Regional trade among South Asian countries can grow to US$44 billion but the potential remains untapped for lack of policy support, a World Bank finding shows at a crucial juncture.
And the lack of integration is caused by bureaucratic tangles as, according to the World Bank, moving a truck from India into Bangladesh requires 55 signatures along the way.
Though a lot of initiatives were planned under the SAARC or the BIMSTEC, at the end of the day, all this failed to take off.
The South Asian Association for Regional Cooperation or SAARC is identified as the least integrated region among dozens of regional blocs in the world as it presently has an intra-regional trade of around 5.0 per cent of total exports compared to 50 per cent in the ASEAN region and 22 per cent in Sub-Saharan Africa.
To drive a truck across the border from India into Bangladesh, 55 signatures and 22 documents are a prerequisite, a senior WB official said, depicting the lack of integration among the South Asian countries.
''And the process takes 138 hours to complete,'' he said about the cumbersome clearing of cross-border trade in a media interview recently.
This highlights poor show of intra- trade of SAARC compared to other regional trade blocs.
Ever since South Asian countries signed on SAFTA deal, its intra-regional trade has been at a very low level as, a World Bank report said, SAARC intra-trade is around 7.0 per cent of the region's total trade.
Under SAPTA usual practice is to negotiate trade concessions on a product-by-product basis and that is why nothing significant has been accomplished through the preferential trading arrangement, save a few minor tariff concessions.
On the other hand, BIMSTEC officials have time and again expressed the hope to operationalise free-trade agreement within the member- countries but it has also been stuck in a quagmire for long.
''Specially, lack of agreement between India and Thailand over duty structure of some products caused the delay,'' an official of the BIMSTEC commented about state of the sub-regional cooperation forum of countries across the Bay of Bengal.

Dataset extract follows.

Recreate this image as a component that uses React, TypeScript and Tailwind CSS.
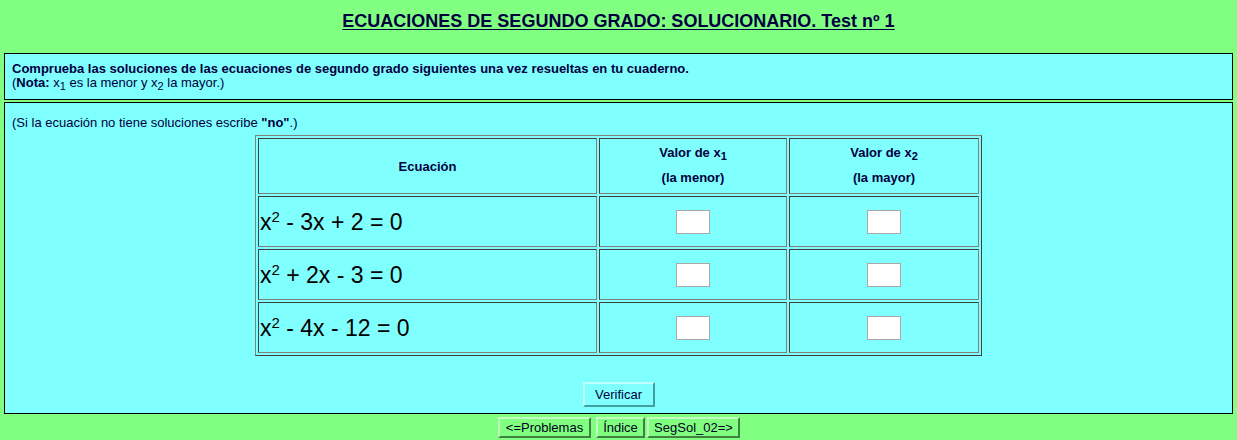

Movement of vehicles through Bangladesh, Bhutan India and Nepal under the BBIN agreement couldn't kick-start either. According to experts the BBIN alone can help boost the national income of Bangladesh by 16.6 per cent. An official of the World Bank recently echoed this view.
Experts say geopolitical issues are also problematic in fostering the regional trade. In the ASEAN realm the inter-country trade is 10 per cent and in the European Union it is 60 per cent because their ''intra-regional harmony is much better than the South Asian region's''.
''The rivalry between Pakistan and India has made the SAARC dormant for years though it could be a vibrant regional platform,'' Jakir Hossain, Professor of Development Studies of Rajshahi University, told the FE.
He feels that the Ukraine war, which triggered tensions among the countries in the West, may be a good opportunity to strengthen the cross-country trade in the South Asian region. ''It is natural when the supply chain suffers, countries look for alternatives and for countries like Bangladesh or India going for more integration in trade and connectivity will be a more feasible option,'' he says.